Bears are not just common to the Smokies; they are also widespread in the deeper forests of western New York. Local hunters consider Pennsylvania the heart of bear country but our Southern Tier has its share of these big ursines as well. And as recent news reports confirm, at least one yearling bear has ventured into Buffalo suburbs.
I write this now because a warning is in order. Bears are not cuddly pets. They are powerful animals that represent a real danger to those humans who interact with them. It is the grizzly bear of the west that receives bad press for its attacks but our eastern black bears are in some ways even more dangerous -- they can climb trees.
In the first issue of an interesting new magazine, Bears and Other Top Predators, Kathy Etling summarizes the North American bear attacks recorded in 1998. At least five of the twenty she describes were black bear attacks and, while most were in the Western United States, one took place in Wayne County, Pennsylvania. In that episode a man inadvertently came upon a sow bear with a cub feeding at a dumpster. Ms. Etling continues: "The man backed off, grabbed a tree, and started climbing. The bear went after him, biting him from just above the knees down to his feet. Basically, she bit the pants right off of him." That may sound funny but, when the bear finally left with her cub, the man needed 325 stitches to suture wounds that were so deep they exposed muscle tissue.
Commenting on a similar attack, Colorado Division of Wildlife Officer Tom Beck told Ms. Etling, "Climbing a tree to escape a [black] bear is as bad as trying to outrun one. When bears fight, the loser often runs up the nearest tree to escape. Climbing a tree initiates the chase mechanism as surely as running."
Another of the 1998 attacks shows that trying to swim away is just as ineffective. Only yells from a man on shore finally distracted a bear swimming after a woman who tried that after she was chased into the water. The bear, paddling faster than she could backstroke, had approached so close that she was already kicking it to fend it off.

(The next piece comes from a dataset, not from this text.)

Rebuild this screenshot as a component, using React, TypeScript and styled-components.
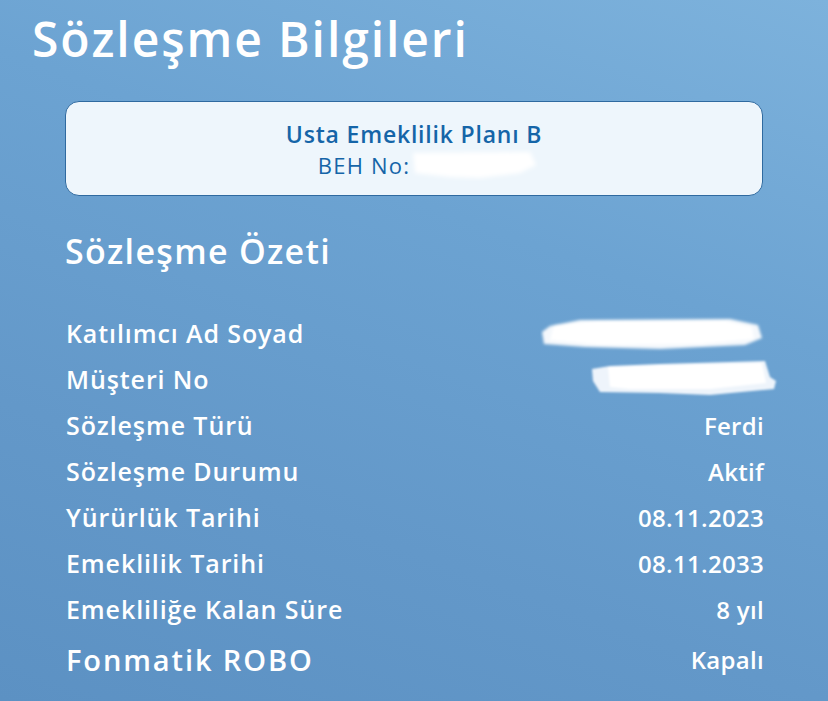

These episodes and others like them send a clear message: Avoid confronting any bear! And if you do meet one, back off slowly, not making eye contact that would challenge it.
According to state bear specialist Lou Berchelli, in 30 years there have been only four bear attacks in New York, most the result of inappropriate human behavior -- for example, a youngster picking up two cubs to take home.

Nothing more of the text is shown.